The “Essential” brand will be carried by Life Fitness retailers, rolling out this month with four bikes — two upright and two recumbent — with a cross-trainer and two treadmills to come in January. But don’t be confused when you also see a “Life Fitness Sport” label at Omni Fitness outlets, the chain owned by Life Fitness parent Brunswick Corp. Life Fitness Sport is exactly the same product from shroud to seat, including prices — except the name will be different in the Omni stores.
Both Essential and Sport lines will retail at lower prices than the regular Life Fitness product, completing the company’s line to now include what it calls the “good” category as compared to the “better” or “best” categories of equipment.
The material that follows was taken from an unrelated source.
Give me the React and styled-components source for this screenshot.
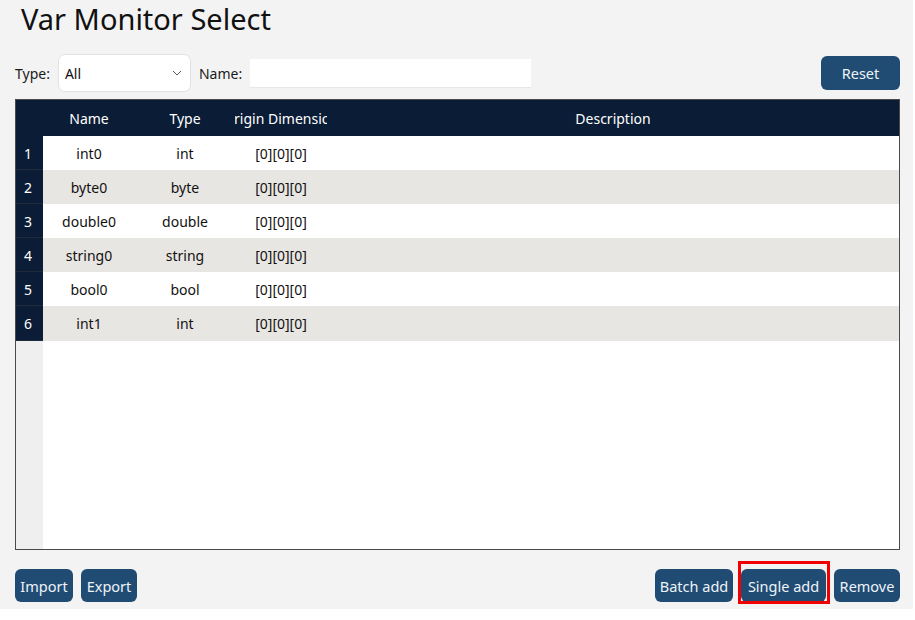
import React from "react"
import styled, { createGlobalStyle } from "styled-components"

const GlobalStyle = createGlobalStyle`
  html, body {
    margin: 0;
    padding: 0;
    background: #ffffff;
    font-family: "Noto Sans", "Open Sans", sans-serif;
  }
`

const Page = styled.div`
  width: 913px;
  height: 609px;
  background: #f3f3f3;
  display: flex;
  flex-direction: column;
  box-sizing: border-box;
  padding: 0 13px 0 15px;
`

const Title = styled.h1`
  margin: 0;
  padding-left: 6px;
  height: 42px;
  font-size: 29px;
  font-weight: 400;
  line-height: 38px;
  color: #111;
  white-space: nowrap;
`

const Toolbar = styled.div`
  display: flex;
  align-items: center;
  height: 56px;
  gap: 8px;
  margin-top: 3px;
  margin-bottom: -2px;
`

const Label = styled.span`
  font-size: 14px;
  color: #1a1a1a;
`

const Select = styled.div`
  width: 133px;
  height: 38px;
  box-sizing: border-box;
  background: #fff;
  border: 1px solid #e2e2e2;
  border-radius: 7px;
  display: flex;
  align-items: center;
  justify-content: space-between;
  padding: 0 8px 0 6px;
  font-size: 14px;
  color: #111;
`

const Input = styled.div`
  width: 281px;
  height: 29px;
  background: #fff;
  border-bottom: 1px solid #e6e6e6;
  box-sizing: border-box;
`

const Spacer = styled.div`
  flex: 1;
`

const Button = styled.button`
  width: ${(p) => p.$w}px;
  height: ${(p) => p.$h || 33}px;
  padding: 0;
  background: #204c74;
  color: #eef3f8;
  border: none;
  border-radius: 6px;
  font-family: inherit;
  font-size: 14.5px;
  white-space: nowrap;
  cursor: pointer;
`

const Table = styled.div`
  height: 449px;
  border: 1px solid #4a4a4a;
  background: #fff;
  display: flex;
  flex-direction: column;
  overflow: hidden;
`

const Row = styled.div`
  display: grid;
  grid-template-columns: 27px 92px 100px 92px 1fr;
  height: ${(p) => p.$h}px;
  background: ${(p) => p.$bg};
  color: ${(p) => p.$color || "#111"};
  font-size: 14px;
`

const Cell = styled.div`
  display: flex;
  align-items: center;
  justify-content: center;
  overflow: hidden;
  white-space: nowrap;
`

const IndexCell = styled.div`
  background: #0b1d36;
  color: #fff;
  display: flex;
  align-items: center;
  padding-left: 8px;
  font-size: 14px;
  box-shadow: inset 0 -1px 0 #1f2b3a;
`

const Filler = styled.div`
  flex: 1;
  display: grid;
  grid-template-columns: 27px 1fr;
`

const FillerIndex = styled.div`
  background: #efefef;
`

const Footer = styled.div`
  display: flex;
  align-items: center;
  gap: 8px;
  margin-top: 19px;
`

const Highlight = styled.div`
  position: relative;
  &::after {
    content: "";
    position: absolute;
    left: -3px;
    right: -4px;
    top: -8px;
    bottom: -2px;
    border: 3px solid #f00000;
    pointer-events: none;
  }
`

const rows = [
  ["int0", "int"],
  ["byte0", "byte"],
  ["double0", "double"],
  ["string0", "string"],
  ["bool0", "bool"],
  ["int1", "int"],
]

const ChevronDown = () => (
  <svg width="10" height="6" viewBox="0 0 10 6" fill="none">
    <path d="M1 1l4 4 4-4" stroke="#555" strokeWidth="1" />
  </svg>
)

const App = () => (
  <>
    <GlobalStyle />
    <Page>
      <Title>Var Monitor Select</Title>
      <Toolbar>
        <Label>Type:</Label>
        <Select>
          <span>All</span>
          <ChevronDown />
        </Select>
        <Label>Name:</Label>
        <Input />
        <Spacer />
        <Button $w={79} $h={34}>Reset</Button>
      </Toolbar>
      <Table>
        <Row $h={36} $bg="#0b1d36" $color="#fff">
          <Cell />
          <Cell>Name</Cell>
          <Cell>Type</Cell>
          <Cell>Origin Dimension</Cell>
          <Cell>Description</Cell>
        </Row>
        {rows.map(([name, type], i) => (
          <Row key={name} $h={i === 5 ? 35 : 34} $bg={i % 2 ? "#e8e6e2" : "#ffffff"}>
            <IndexCell>{i + 1}</IndexCell>
            <Cell>{name}</Cell>
            <Cell>{type}</Cell>
            <Cell>[0][0][0]</Cell>
            <Cell />
          </Row>
        ))}
        <Filler>
          <FillerIndex />
          <div />
        </Filler>
      </Table>
      <Footer>
        <Button $w={58}>Import</Button>
        <Button $w={56}>Export</Button>
        <Spacer />
        <Button $w={78}>Batch add</Button>
        <Highlight>
          <Button $w={85}>Single add</Button>
        </Highlight>
        <Button $w={66}>Remove</Button>
      </Footer>
    </Page>
  </>
)

export default App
That also means the company will be attempting with this product to make sales at lower prices that it has normally in the past lost.
“Not everybody who walks in is able to spend the necessary amount to reach the quality of the Life Fitness brand,” LF President Kevin Grodzki told SNEWS. “At the end of the day, let’s face it, when a customer walked out with a competing product, we didn’t get anything out of that.”
The prices will be in the low-middle rung for specialty retailers, a “value product,” according to Chris Clawson, LF vice president of consumer sales. That means the new upright bikes appearing later this month will be $900 and $1,400, and the recumbent bikes will be $1,200 and $1,800. Product appearing in January will be a cross-trainer (the company’s version of an elliptical) for $1,900, and two treadmills, $1,600 and $1,800.
“These would be the Toyota to Life Fitness’ Lexus,” Clawson said. The product is still not entry-level or aimed at the cheaper lines sold by some sporting goods dealers, but will still compete with the likes of Vision Fitness, Schwinn and SportsArt America, Clawson said. But the company is not targeting the competitors, he said, but rather the price point.
Life is designing the product in the United States to Life Fitness standards, but manufacturing it in China to be able to get to these prices, Grodzki said. This is the first time in nearly six years the company has done any manufacturing in Asia, Clawson said.
“This has given us the unique ability to design products here,” he said, “but not be burdened with U.S.-based manufacturing.”
Although a separate brand, the company does not plan any separate promotions or marketing except at point-of-purchase, Grodzki said.
Why two names for the same equipment? Clawson and Grodzki said that was a decision made mostly by its retailers. Representatives of top retailers saw prototypes of the new product in August at a private meeting at the Health & Fitness Business Expo in Denver. Omni Fitness said it wanted the equipment but with the Life Fitness branding because Omni is related to Life Fitness and it wanted the connection. Other retailers wanted to differentiate the line in their shops from what Omni would carry. Retailer territories do not overlap.
The product literally will not share anything with Life Fitness product, Clawson said, from colors, to type of seats, design of consoles, logo and shapes, although he insists the company has not sacrificed biomechanics or safe and comfortable use. “It just doesn’t look like Life Fitness and that was part of the program,” he said.
This step into lower prices is one more notch for the company as it expands to cover more categories and price points.